During the compression process, the SECOND_ID field of a second
memory table 430 entry is set to the corresponding value of KEYSEG1
field that generated that entry's address. In this embodiment, the
value of SECOND_ID field must match the value of FIRST_ID for a
positive match to occur. Furthermore, it is understood that more
entries may be stored into wider memories. For example, if 32
bit-wide memories are used for the second memory table 430, then
two USE_S and two SECOND_ID values may be stored in each entry of
the second memory table, as shown in FIG. 5D. In such a case, bits
31-16 may store the first sub-entry, collectively referred to as
the first-sub-entry. Similarly, bits 15-0 may store the second
sub-entry, collectively referred to as the second-sub-entry. The
logical meaning of each sub-entry is identical. Using two
sub-entries for each entry in second memory table 430 reduces the
memory usage in the table by half. Using wider memories enables a
plurality of sub-entries to be stored in each memory location.
[0048] In the embodiment shown in FIG. 4, the second memory table
430 is shown as being 32-bits wide.
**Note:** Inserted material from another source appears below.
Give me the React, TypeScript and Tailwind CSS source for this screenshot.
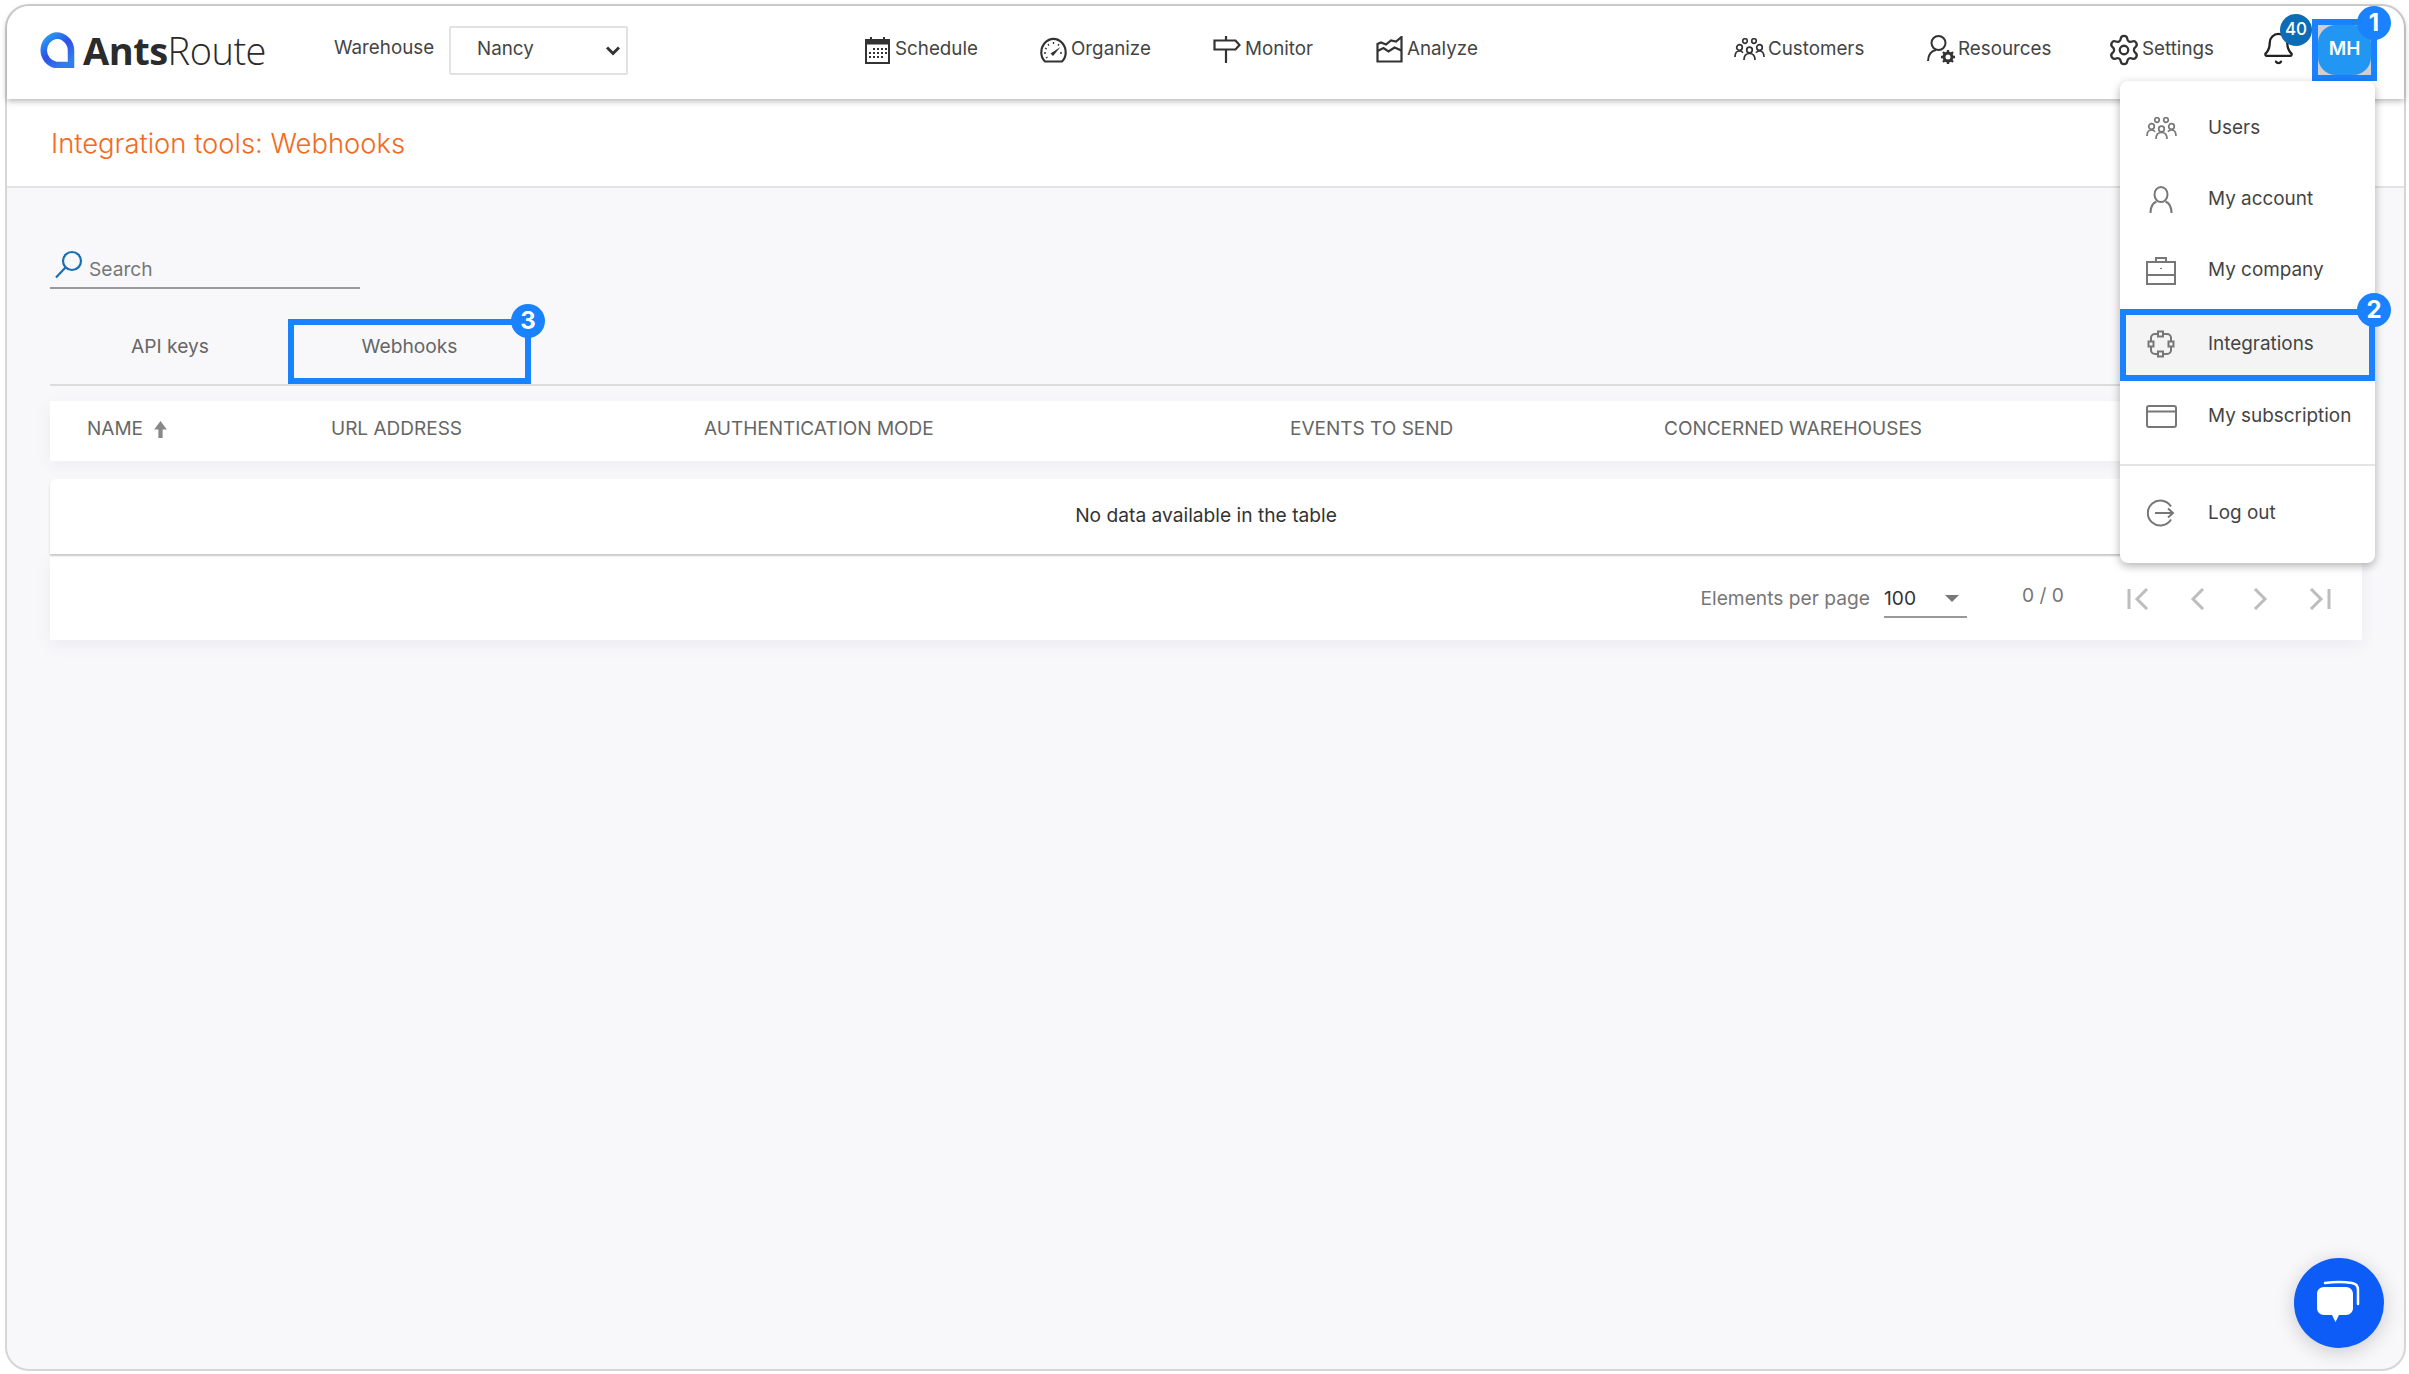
import { Bell, Settings } from 'lucide-react';

const People = ({ className }: { className: string }) => (
  <svg viewBox="0 0 31 23" fill="none" stroke="currentColor" strokeWidth="1.7" className={className}>
    <circle cx="11" cy="3" r="2.3" />
    <circle cx="20" cy="3" r="2.3" />
    <circle cx="5.5" cy="9.5" r="2.8" />
    <circle cx="25.5" cy="9.5" r="2.8" />
    <circle cx="15.5" cy="12" r="2.8" />
    <path d="M1 19c0-4 1.800-6 4.500-6 1.500 0 2.700.6 3.500 1.800M30 19c0-4-1.800-6-4.500-6-1.500 0-2.700.6-3.500 1.800M10 22c0-4 2-6.500 5.500-6.500S21 18 21 22" />
  </svg>
);

const ScheduleIcon = () => (
  <svg viewBox="0 0 25 28" className="h-[28px] w-[25px] text-[#333]">
    <path d="M1 4h23v23H1z" fill="none" stroke="currentColor" strokeWidth="2" />
    <path d="M1 4h23v4.500H1z" fill="currentColor" />
    <path d="M6 1v5M19 1v5" stroke="currentColor" strokeWidth="2" />
    <path d="M8 12h2v2H8zM12 12h2v2h-2zM16 12h2v2h-2zM20 12h2v2h-2zM4 16h2v2H4zM8 16h2v2H8zM12 16h2v2h-2zM16 16h2v2h-2zM20 16h2v2h-2zM4 20h2v2H4zM8 20h2v2H8zM12 20h2v2h-2zM16 20h2v2h-2z" fill="currentColor" />
  </svg>
);

const OrganizeIcon = () => (
  <svg viewBox="0 0 27 26" className="h-[26px] w-[27px] text-[#333]">
    <path d="M5 24.500C2.500 22 1.300 19 1.300 15.500 1.300 8 7 1.800 13.500 1.800S25.700 8 25.700 15.500c0 3.500-1.200 6.500-3.700 9z" fill="none" stroke="currentColor" strokeWidth="2.2" />
    <path d="M10.500 16.500l10-6.500-7.500 9z" fill="currentColor" />
    <path d="M13.500 5v2M8 7l1 1.700M5 11l1.700 1M4 16h2M19 7l-1 1.700M22 16h-2M6 21l1.500-1" stroke="currentColor" strokeWidth="1.300" />
  </svg>
);

const MonitorIcon = () => (
  <svg viewBox="0 0 28 27" fill="none" stroke="#333" strokeWidth="2.200" className="h-[27px] w-[28px]">
    <path d="M1.500 4.500h21l4 4.500-4 4.500h-21z" />
    <path d="M13 0v4.500M13 13.500V27" />
  </svg>
);

const AnalyzeIcon = () => (
  <svg viewBox="0 0 27 27" fill="none" stroke="#333" strokeWidth="2.200" className="h-[27px] w-[27px]">
    <path d="M1.500 8v17.500h24V1l-5.500 4.500-5-1-5 4-5-2z" />
    <path d="M1.500 15l6-3 5 3.500 6-4 7 3" />
  </svg>
);

const ResourcesIcon = () => (
  <svg viewBox="0 0 30 32" fill="none" className="h-[32px] w-[30px] text-[#333]" stroke="currentColor">
    <circle cx="11.500" cy="9" r="7" strokeWidth="2" />
    <path d="M1 27c0-6 3.500-10.500 8-11" strokeWidth="2" />
    <circle cx="21" cy="23" r="4" strokeWidth="3" />
    <path d="M21 16v3M21 27v3M14 23h3M25 23h3M16 18l2 2M24 26l2 2M26 18l-2 2M18 26l-2 2" strokeWidth="2.400" />
  </svg>
);

const UserIcon = () => (
  <svg viewBox="0 0 24 28" fill="none" stroke="#777" strokeWidth="2" className="h-[28px] w-[24px]">
    <ellipse cx="12" cy="8.500" rx="6.500" ry="7.500" />
    <path d="M1.500 27c0-6 2.500-10 6-11.500M22.500 27c0-6-2.500-10-6-11.500" />
  </svg>
);

const CompanyIcon = () => (
  <svg viewBox="0 0 30 28" fill="none" stroke="#777" strokeWidth="2" className="h-[28px] w-[30px]">
    <path d="M1 5h28v22H1zM1 18h28M10 5V1h10v4" />
    <path d="M15 11v1" />
  </svg>
);

const IntegrationsIcon = () => (
  <svg viewBox="0 0 28 28" fill="none" stroke="#777" strokeWidth="2" className="h-[28px] w-[28px]">
    <path d="M11 4H8a4 4 0 0 0-4 4v3M17 4h3a4 4 0 0 1 4 4v3M4 17v3a4 4 0 0 0 4 4h3M24 17v3a4 4 0 0 1-4 4h-3" />
    <path d="M11 1.500h5v5h-5zM11 21.500h5v5h-5zM1.500 11.500h5v5h-5zM21.500 11.500h5v5h-5z" />
  </svg>
);

const CardIcon = () => (
  <svg viewBox="0 0 31 23" fill="none" stroke="#777" strokeWidth="2" className="h-[23px] w-[31px]">
    <rect x="1" y="1" width="29" height="21" rx="2" />
    <path d="M1 6.500h29" />
  </svg>
);

const LogOutIcon = () => (
  <svg viewBox="0 0 28 28" fill="none" stroke="#777" strokeWidth="2" className="h-[28px] w-[28px]">
    <path d="M24 7.500A12.500 12.500 0 1 0 24 20.500" />
    <path d="M8 14h18M21 9.500l5 4.500-5 4.500" />
  </svg>
);

const Logo = () => (
  <svg viewBox="0 0 37 36" fill="none" className="h-[36px] w-[37px]">
    <defs>
      <linearGradient id="logoBlue" x1="0" y1="0" x2="0.7" y2="1">
        <stop offset="0" stopColor="#27a4f6" />
        <stop offset="0.55" stopColor="#2f50e6" />
        <stop offset="1" stopColor="#2f7cf0" />
      </linearGradient>
    </defs>
    <path d="M18 3.500a15 15 0 0 1 15 15V33H18a15 15 0 0 1 0-29.500z" stroke="url(#logoBlue)" strokeWidth="6.500" />
  </svg>
);

const PageIcon = ({ d }: { d: string }) => (
  <svg viewBox="0 0 24 22" fill="none" stroke="#bdbdbd" strokeWidth="3" className="h-[22px] w-[24px]">
    <path d={d} />
  </svg>
);

const Badge = ({ n, className }: { n: number; className: string }) => (
  <span className={`absolute z-20 flex h-[34px] w-[34px] items-center justify-center rounded-full bg-[#1a82ff] text-[24px] font-bold text-white ${className}`}>
    {n}
  </span>
);

const navItems = [
  { label: 'Schedule', icon: <ScheduleIcon />, className: 'w-[175px] gap-[5px]' },
  { label: 'Organize', icon: <OrganizeIcon />, className: 'w-[173px] gap-[4px]' },
  { label: 'Monitor', icon: <MonitorIcon />, className: 'w-[163px] gap-[4px]' },
  { label: 'Analyze', icon: <AnalyzeIcon />, className: 'w-[358px] gap-[4px]' },
  { label: 'Customers', icon: <People className="h-[23px] w-[31px] text-[#333]" />, className: 'w-[193px] gap-[3px]' },
  { label: 'Resources', icon: <ResourcesIcon />, className: 'w-[183px] gap-[1px]' },
  {
    label: 'Settings',
    icon: <Settings className="-ml-[3px] h-[34px] w-[34px]" strokeWidth={1.6} color="#333" />,
    className: 'w-[157px] gap-[1px]',
  },
];

const MenuRow = ({ icon, label, className = 'h-[71px]' }: { icon: React.ReactNode; label: string; className?: string }) => (
  <div className={`relative flex items-center ${className}`}>
    <div className="ml-[24px] flex w-[34px] justify-center">{icon}</div>
    <span className="ml-[30px] text-[18.9px] text-[#444]">{label}</span>
  </div>
);

export default function App() {
  return (
    <div className="h-[1374px] w-[2409px] overflow-hidden bg-white pl-[5px] pt-[4px] text-[19.2px] font-['Inter',sans-serif]">
      <div className="relative flex h-[1367px] w-[2401px] flex-col rounded-[24px] border-2 border-[#d6d6d6] bg-[#f8f8fb]">
        {/* Top bar */}
        <header className="relative flex h-[93px] shrink-0 items-center rounded-t-[22px] bg-white pl-[31px] text-[18.8px] text-[#444] shadow-[0_2px_6px_rgba(0,0,0,0.3)]">
          <div className="-mt-[6px] flex w-[296px] items-center gap-[8px]">
            <Logo />
            <span className="text-[38px] leading-none tracking-[-0.5px] text-[#2b2b2b] font-['Open_Sans',sans-serif]">
              <span className="font-bold">Ants</span>
              <span className="font-light">Route</span>
            </span>
          </div>
          <span className="-mt-[8px] w-[115px]">Warehouse</span>
          <div className="relative -mt-[4px] mr-[237px]">
            <select
              defaultValue="Nancy"
              className="h-[49px] w-[179px] appearance-none rounded-[2px] border-2 border-[#e2e2e2] bg-white pb-[2px] pl-[26px] text-[#444]"
            >
              <option>Nancy</option>
            </select>
            <svg viewBox="0 0 14 10" fill="none" stroke="#333" strokeWidth="3" className="absolute right-[8px] top-[20px] h-[10px] w-[14px]">
              <path d="M1 1.500l6 6 6-6" />
            </svg>
          </div>
          {navItems.map((item) => (
            <div key={item.label} className={`-mt-[6px] flex items-center ${item.className}`}>
              {item.icon}
              <span>{item.label}</span>
            </div>
          ))}
          <div className="relative -mt-[8px] w-[45px]">
            <Bell className="-ml-[6px] h-[35px] w-[35px]" strokeWidth={1.6} color="#222" />
            <span className="absolute -top-[17px] left-[13px] flex h-[32px] w-[32px] items-center justify-center rounded-full bg-[#0d6cb4] text-[17px] font-medium text-white">
              40
            </span>
          </div>
          <div className="relative -mt-[6px] h-[62px] w-[65px] border-[6px] border-[#1a82ff] bg-[#cfcfcf]">
            <div className="flex h-full w-full items-center justify-center rounded-[18px] bg-[#2196f3] text-[19px] font-semibold text-white">
              MH
            </div>
            <Badge n={1} className="-right-[20px] -top-[19px]" />
          </div>
        </header>

        {/* Title */}
        <div className="flex h-[89px] shrink-0 items-center border-b-2 border-[#e3e3e6] bg-white pl-[44px] pt-[2px] text-[27.4px] font-light text-[#f26a21]">
          Integration tools: Webhooks
        </div>

        {/* Page body */}
        <main className="ml-[43px] w-[2312px] pt-[60px]">
          <div className="flex h-[41px] w-[310px] items-end gap-[6px] border-b-2 border-[#999] pb-[3px] pl-[4px]">
            <svg viewBox="0 0 29 29" fill="none" stroke="#1a6fb0" strokeWidth="2.200" className="mb-[5px] h-[29px] w-[29px] shrink-0">
              <circle cx="18" cy="11" r="9" />
              <path d="M11.500 17.500L2 27.500" />
            </svg>
            <input placeholder="Search" className="w-full bg-transparent text-[19.2px] outline-none placeholder:text-[#777]" />
          </div>

          <div className="mt-[30px] flex h-[67px] border-b-2 border-[#dcdcdf] text-[#666]">
            <div className="flex w-[240px] items-center justify-center pb-[10px]">API keys</div>
            <div className="relative -ml-[2px] flex h-[65px] w-[243px] items-center justify-center border-[6px] border-[#1a82ff] pb-[10px]">
              Webhooks
              <Badge n={3} className="-right-[20px] -top-[21px]" />
            </div>
          </div>

          <div className="mt-[15px] grid h-[60px] grid-cols-[244px_373px_586px_374px_1fr] items-center bg-white pb-[3px] pl-[37px] text-[19px] text-[#666] shadow-[0_4px_16px_rgba(60,60,90,0.06)]">
            <div className="flex items-center gap-[10px]">
              NAME
              <svg viewBox="0 0 14 16" className="h-[17px] w-[15px]" fill="#888">
                <path d="M7 0l6 8H9v8H5V8H1z" />
              </svg>
            </div>
            <div>URL ADDRESS</div>
            <div>AUTHENTICATION MODE</div>
            <div>EVENTS TO SEND</div>
            <div>CONCERNED WAREHOUSES</div>
          </div>

          <div className="relative z-[1] mt-[18px] flex h-[75px] items-center justify-center rounded-t-[6px] bg-white pb-[3px] text-[#333] shadow-[0_2px_2px_rgba(0,0,0,0.22)]">
            No data available in the table
          </div>

          <div className="flex h-[86px] items-center justify-end bg-white pr-[31px] pt-[3px] shadow-[0_6px_16px_rgba(60,60,90,0.06)]">
            <span className="text-[#777]">Elements per page</span>
            <div className="ml-[14px] flex h-[38px] w-[83px] items-center justify-between border-b-2 border-[#999] pr-[8px] pt-[2px] text-[#333]">
              100
              <span className="h-0 w-0 border-x-[7px] border-t-[7px] border-x-transparent border-t-[#777]" />
            </div>
            <span className="mb-[6px] ml-[55px] w-[105px] text-[#777]">0 / 0</span>
            <div className="flex w-[204px] justify-between">
              <PageIcon d="M2 1v20M20 1l-10 10 10 10" />
              <PageIcon d="M16 1L6 11l10 10" />
              <PageIcon d="M8 1l10 10L8 21" />
              <PageIcon d="M22 1v20M4 1l10 10L4 21" />
            </div>
          </div>
        </main>

        {/* User menu */}
        <div className="absolute left-[2113px] top-[75px] z-10 h-[482px] w-[255px] rounded-[8px] bg-white pt-[12px] shadow-[0_3px_10px_rgba(0,0,0,0.3)]">
          <MenuRow icon={<People className="h-[23px] w-[31px] text-[#777]" />} label="Users" />
          <MenuRow icon={<UserIcon />} label="My account" />
          <MenuRow icon={<CompanyIcon />} label="My company" />
          <MenuRow
            icon={<IntegrationsIcon />}
            label="Integrations"
            className="mt-[3px] h-[72px] bg-[#f4f4f4] pb-[2px] shadow-[inset_0_0_0_6px_#1a82ff]"
          />
          <div className="relative">
            <Badge n={2} className="-right-[16px] -top-[88px]" />
          </div>
          <MenuRow icon={<CardIcon />} label="My subscription" className="h-[72px] pb-[2px]" />
          <div className="mt-[11px] h-[2px] bg-[#e4e4e4]" />
          <MenuRow icon={<LogOutIcon />} label="Log out" className="h-[96px] pb-[2px]" />
        </div>

        {/* Chat button */}
        <div className="absolute bottom-[21px] right-[20px] z-10 flex h-[90px] w-[90px] items-center justify-center rounded-full bg-[#0d5cf7] shadow-[0_4px_20px_rgba(0,0,0,0.18)]">
          <svg viewBox="0 0 46 46" className="h-[46px] w-[46px]" fill="none">
            <path d="M9 3c8-1 20-1 27 0 4 .6 6 3 6 7v14" stroke="#fff" strokeWidth="2.500" strokeLinecap="round" />
            <path d="M8 7h22c4 0 7 3 7 7v14c0 4-3 7-7 7h-7l-3.500 7-3.500-7H8c-4 0-7-3-7-7V14c0-4 3-7 7-7z" fill="#fff" />
          </svg>
        </div>
      </div>
    </div>
  );
}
Each entry in memory table 430
includes two USE_S bits and two SECOND_ID bits. Bit 0, named
ENTRY_SELECT of the address SECOND_ADDR supplied to second memory
table 430 is used to select which USE_S bit and which SECOND_ID
values to use in match validator 260. The SECOND_ID values for each
entry in the second memory table 430 are denoted as ENTRY0 and
ENTRY1. The signal ENTRY_SELECT is used to select between ENTRY0
and ENTRY1 by the multiplexer 435.
[0049] In the above exemplary embodiment, each hash value is shown
as including 32 bits. Allocating one extra bit to each hash value
doubles the amount of overall space addressable by the hash value,
thus reducing the probability of unwanted collisions in the
compressed memory tables. However, it also increases the number of
bits required for the FIRST_ID and/or SECOND_ID fields as more hash
value bits would require validation. The sizes of FIRST_ID and
SECOND_ID are limited by the width of the memories. Therefore,
using 32 bit hash values require an extra bit for the FIRST_ID
field and this can be accomplished by a corresponding reduction in
the number of bits used to represent BASE_ADDR in the second memory
table, because the full width of the memories are already utilized.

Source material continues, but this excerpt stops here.